General information
- Type: Paramotor
- National origin: France
- Manufacturer: Back Bone
- Designer: Thierry Simonet
- Status: Production completed

= Back Bone Seraph =

French family of paramotors

The Back Bone Seraph (a seraph is a type of angel) is a family of French paramotors that was designed by Thierry Simonet and produced by Back Bone of Tallard for powered paragliding. Now out of production, when it was available the aircraft was supplied complete and ready-to-fly.

==Design and development==
The Seraph was designed to comply with the US FAR 103 Ultralight Vehicles rules as well as European regulations. It features a paraglider-style wing, single-place accommodation and a single engine in pusher configuration. The fuel tank capacity is 10 L. Each model in the line is named for its metric propeller diameter.
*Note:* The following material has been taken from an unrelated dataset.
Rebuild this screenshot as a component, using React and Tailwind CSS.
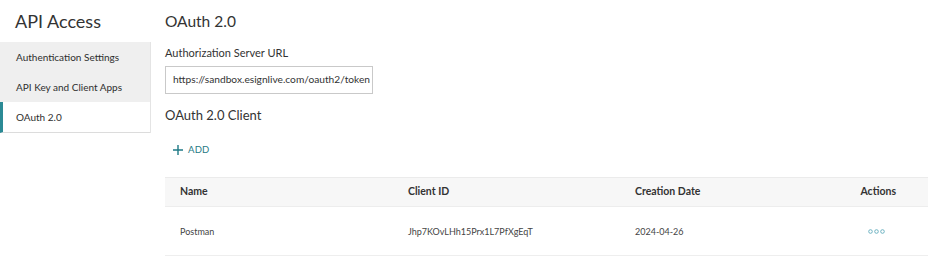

As is the case with all paramotors, take-off and landing is accomplished by foot. Inflight steering is accomplished via handles that actuate the canopy brakes, creating roll and yaw.

==Variants==
- Seraph 100
Model with a 22 hp RDM 100 engine in pusher configuration with a 4:1 ratio reduction drive and a 100 cm diameter two-bladed wooden propeller. Empty weight is 17 kg.
- Seraph 113
Model with a 22 hp RDM 100 engine in pusher configuration with a 4:1 ratio reduction drive and a 113 cm diameter two-bladed wooden propeller. Empty weight is 18 kg.
- Seraph 115
Model with a 22 hp RDM 100 engine in pusher configuration with a 4:1 ratio reduction drive and a 125 cm diameter two-bladed wooden propeller. Empty weight is 19 kg.